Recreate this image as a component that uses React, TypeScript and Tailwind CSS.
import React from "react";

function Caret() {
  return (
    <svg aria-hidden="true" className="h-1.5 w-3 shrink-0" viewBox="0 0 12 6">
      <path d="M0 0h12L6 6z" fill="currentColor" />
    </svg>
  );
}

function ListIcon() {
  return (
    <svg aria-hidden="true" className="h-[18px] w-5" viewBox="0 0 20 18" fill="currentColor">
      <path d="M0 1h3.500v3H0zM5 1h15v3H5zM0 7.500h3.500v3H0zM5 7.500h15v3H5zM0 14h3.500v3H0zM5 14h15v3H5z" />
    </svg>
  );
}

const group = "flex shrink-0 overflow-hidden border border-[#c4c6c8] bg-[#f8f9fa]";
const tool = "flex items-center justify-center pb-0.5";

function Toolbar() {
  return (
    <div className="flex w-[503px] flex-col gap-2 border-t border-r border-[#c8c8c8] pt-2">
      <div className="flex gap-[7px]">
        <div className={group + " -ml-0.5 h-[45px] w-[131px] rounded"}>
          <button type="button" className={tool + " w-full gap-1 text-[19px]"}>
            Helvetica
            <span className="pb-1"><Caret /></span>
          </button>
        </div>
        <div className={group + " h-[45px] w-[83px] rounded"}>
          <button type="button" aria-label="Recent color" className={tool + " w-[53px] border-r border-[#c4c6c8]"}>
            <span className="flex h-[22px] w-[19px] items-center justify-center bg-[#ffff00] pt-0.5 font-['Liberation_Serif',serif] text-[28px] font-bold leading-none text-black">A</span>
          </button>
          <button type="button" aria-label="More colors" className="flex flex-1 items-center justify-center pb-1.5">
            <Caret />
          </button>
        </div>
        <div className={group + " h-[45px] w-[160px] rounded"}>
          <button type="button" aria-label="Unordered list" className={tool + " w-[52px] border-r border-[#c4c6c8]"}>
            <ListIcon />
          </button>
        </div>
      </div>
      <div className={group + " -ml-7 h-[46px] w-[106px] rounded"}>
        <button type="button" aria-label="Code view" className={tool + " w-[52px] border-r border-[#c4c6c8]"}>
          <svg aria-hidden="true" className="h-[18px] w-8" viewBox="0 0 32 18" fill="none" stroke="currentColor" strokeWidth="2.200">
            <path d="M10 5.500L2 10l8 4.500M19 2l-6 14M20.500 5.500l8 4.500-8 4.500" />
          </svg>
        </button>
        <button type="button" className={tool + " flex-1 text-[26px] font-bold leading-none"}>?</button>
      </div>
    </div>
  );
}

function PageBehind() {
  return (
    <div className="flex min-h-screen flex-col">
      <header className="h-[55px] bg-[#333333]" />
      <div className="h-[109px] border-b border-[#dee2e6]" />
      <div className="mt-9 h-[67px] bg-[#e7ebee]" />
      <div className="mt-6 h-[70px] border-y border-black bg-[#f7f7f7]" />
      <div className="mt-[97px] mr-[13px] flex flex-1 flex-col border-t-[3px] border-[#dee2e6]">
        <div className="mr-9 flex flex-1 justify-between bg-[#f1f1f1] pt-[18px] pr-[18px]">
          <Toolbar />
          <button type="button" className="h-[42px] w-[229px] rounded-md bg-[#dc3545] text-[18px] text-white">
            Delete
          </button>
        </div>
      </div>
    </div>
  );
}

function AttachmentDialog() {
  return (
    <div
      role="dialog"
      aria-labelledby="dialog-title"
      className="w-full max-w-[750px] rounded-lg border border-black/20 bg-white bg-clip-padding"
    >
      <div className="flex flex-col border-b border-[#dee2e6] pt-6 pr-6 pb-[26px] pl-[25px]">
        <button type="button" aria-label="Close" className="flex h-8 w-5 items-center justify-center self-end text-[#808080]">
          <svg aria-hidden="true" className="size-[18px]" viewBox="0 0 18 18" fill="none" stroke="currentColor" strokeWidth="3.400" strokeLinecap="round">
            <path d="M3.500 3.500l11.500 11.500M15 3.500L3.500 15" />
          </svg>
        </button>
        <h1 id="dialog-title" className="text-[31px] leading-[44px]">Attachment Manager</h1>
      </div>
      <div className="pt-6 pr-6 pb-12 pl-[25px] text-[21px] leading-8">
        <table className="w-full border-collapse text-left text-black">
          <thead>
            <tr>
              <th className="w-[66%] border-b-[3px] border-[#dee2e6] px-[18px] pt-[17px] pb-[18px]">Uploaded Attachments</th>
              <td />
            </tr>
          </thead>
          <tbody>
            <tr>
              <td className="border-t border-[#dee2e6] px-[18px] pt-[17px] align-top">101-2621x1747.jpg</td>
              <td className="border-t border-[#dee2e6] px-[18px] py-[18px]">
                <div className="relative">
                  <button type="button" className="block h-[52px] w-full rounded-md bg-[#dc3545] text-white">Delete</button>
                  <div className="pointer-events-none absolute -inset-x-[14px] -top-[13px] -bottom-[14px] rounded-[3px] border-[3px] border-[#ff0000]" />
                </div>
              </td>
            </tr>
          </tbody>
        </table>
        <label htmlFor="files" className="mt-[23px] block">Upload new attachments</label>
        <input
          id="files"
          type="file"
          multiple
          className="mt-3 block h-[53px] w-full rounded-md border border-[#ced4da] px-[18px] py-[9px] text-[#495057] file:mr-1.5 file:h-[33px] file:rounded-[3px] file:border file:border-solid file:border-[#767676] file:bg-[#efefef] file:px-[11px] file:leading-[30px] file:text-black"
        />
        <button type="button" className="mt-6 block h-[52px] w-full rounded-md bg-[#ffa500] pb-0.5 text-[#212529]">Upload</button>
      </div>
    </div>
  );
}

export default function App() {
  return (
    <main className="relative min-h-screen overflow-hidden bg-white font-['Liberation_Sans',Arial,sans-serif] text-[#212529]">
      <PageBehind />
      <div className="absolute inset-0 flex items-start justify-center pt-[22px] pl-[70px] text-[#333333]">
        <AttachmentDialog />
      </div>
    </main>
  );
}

◆ **PROBLEM DETAILS**: Take the data above and return it exactly.

◆ **REPLY**:
Recreate this image as a component that uses React, TypeScript and Tailwind CSS.
import React from "react";

function Caret() {
  return (
    <svg aria-hidden="true" className="h-1.5 w-3 shrink-0" viewBox="0 0 12 6">
      <path d="M0 0h12L6 6z" fill="currentColor" />
    </svg>
  );
}

function ListIcon() {
  return (
    <svg aria-hidden="true" className="h-[18px] w-5" viewBox="0 0 20 18" fill="currentColor">
      <path d="M0 1h3.500v3H0zM5 1h15v3H5zM0 7.500h3.500v3H0zM5 7.500h15v3H5zM0 14h3.500v3H0zM5 14h15v3H5z" />
    </svg>
  );
}

const group = "flex shrink-0 overflow-hidden border border-[#c4c6c8] bg-[#f8f9fa]";
const tool = "flex items-center justify-center pb-0.5";

function Toolbar() {
  return (
    <div className="flex w-[503px] flex-col gap-2 border-t border-r border-[#c8c8c8] pt-2">
      <div className="flex gap-[7px]">
        <div className={group + " -ml-0.5 h-[45px] w-[131px] rounded"}>
          <button type="button" className={tool + " w-full gap-1 text-[19px]"}>
            Helvetica
            <span className="pb-1"><Caret /></span>
          </button>
        </div>
        <div className={group + " h-[45px] w-[83px] rounded"}>
          <button type="button" aria-label="Recent color" className={tool + " w-[53px] border-r border-[#c4c6c8]"}>
            <span className="flex h-[22px] w-[19px] items-center justify-center bg-[#ffff00] pt-0.5 font-['Liberation_Serif',serif] text-[28px] font-bold leading-none text-black">A</span>
          </button>
          <button type="button" aria-label="More colors" className="flex flex-1 items-center justify-center pb-1.5">
            <Caret />
          </button>
        </div>
        <div className={group + " h-[45px] w-[160px] rounded"}>
          <button type="button" aria-label="Unordered list" className={tool + " w-[52px] border-r border-[#c4c6c8]"}>
            <ListIcon />
          </button>
        </div>
      </div>
      <div className={group + " -ml-7 h-[46px] w-[106px] rounded"}>
        <button type="button" aria-label="Code view" className={tool + " w-[52px] border-r border-[#c4c6c8]"}>
          <svg aria-hidden="true" className="h-[18px] w-8" viewBox="0 0 32 18" fill="none" stroke="currentColor" strokeWidth="2.200">
            <path d="M10 5.500L2 10l8 4.500M19 2l-6 14M20.500 5.500l8 4.500-8 4.500" />
          </svg>
        </button>
        <button type="button" className={tool + " flex-1 text-[26px] font-bold leading-none"}>?</button>
      </div>
    </div>
  );
}

function PageBehind() {
  return (
    <div className="flex min-h-screen flex-col">
      <header className="h-[55px] bg-[#333333]" />
      <div className="h-[109px] border-b border-[#dee2e6]" />
      <div className="mt-9 h-[67px] bg-[#e7ebee]" />
      <div className="mt-6 h-[70px] border-y border-black bg-[#f7f7f7]" />
      <div className="mt-[97px] mr-[13px] flex flex-1 flex-col border-t-[3px] border-[#dee2e6]">
        <div className="mr-9 flex flex-1 justify-between bg-[#f1f1f1] pt-[18px] pr-[18px]">
          <Toolbar />
          <button type="button" className="h-[42px] w-[229px] rounded-md bg-[#dc3545] text-[18px] text-white">
            Delete
          </button>
        </div>
      </div>
    </div>
  );
}

function AttachmentDialog() {
  return (
    <div
      role="dialog"
      aria-labelledby="dialog-title"
      className="w-full max-w-[750px] rounded-lg border border-black/20 bg-white bg-clip-padding"
    >
      <div className="flex flex-col border-b border-[#dee2e6] pt-6 pr-6 pb-[26px] pl-[25px]">
        <button type="button" aria-label="Close" className="flex h-8 w-5 items-center justify-center self-end text-[#808080]">
          <svg aria-hidden="true" className="size-[18px]" viewBox="0 0 18 18" fill="none" stroke="currentColor" strokeWidth="3.400" strokeLinecap="round">
            <path d="M3.500 3.500l11.500 11.500M15 3.500L3.500 15" />
          </svg>
        </button>
        <h1 id="dialog-title" className="text-[31px] leading-[44px]">Attachment Manager</h1>
      </div>
      <div className="pt-6 pr-6 pb-12 pl-[25px] text-[21px] leading-8">
        <table className="w-full border-collapse text-left text-black">
          <thead>
            <tr>
              <th className="w-[66%] border-b-[3px] border-[#dee2e6] px-[18px] pt-[17px] pb-[18px]">Uploaded Attachments</th>
              <td />
            </tr>
          </thead>
          <tbody>
            <tr>
              <td className="border-t border-[#dee2e6] px-[18px] pt-[17px] align-top">101-2621x1747.jpg</td>
              <td className="border-t border-[#dee2e6] px-[18px] py-[18px]">
                <div className="relative">
                  <button type="button" className="block h-[52px] w-full rounded-md bg-[#dc3545] text-white">Delete</button>
                  <div className="pointer-events-none absolute -inset-x-[14px] -top-[13px] -bottom-[14px] rounded-[3px] border-[3px] border-[#ff0000]" />
                </div>
              </td>
            </tr>
          </tbody>
        </table>
        <label htmlFor="files" className="mt-[23px] block">Upload new attachments</label>
        <input
          id="files"
          type="file"
          multiple
          className="mt-3 block h-[53px] w-full rounded-md border border-[#ced4da] px-[18px] py-[9px] text-[#495057] file:mr-1.5 file:h-[33px] file:rounded-[3px] file:border file:border-solid file:border-[#767676] file:bg-[#efefef] file:px-[11px] file:leading-[30px] file:text-black"
        />
        <button type="button" className="mt-6 block h-[52px] w-full rounded-md bg-[#ffa500] pb-0.5 text-[#212529]">Upload</button>
      </div>
    </div>
  );
}

export default function App() {
  return (
    <main className="relative min-h-screen overflow-hidden bg-white font-['Liberation_Sans',Arial,sans-serif] text-[#212529]">
      <PageBehind />
      <div className="absolute inset-0 flex items-start justify-center pt-[22px] pl-[70px] text-[#333333]">
        <AttachmentDialog />
      </div>
    </main>
  );
}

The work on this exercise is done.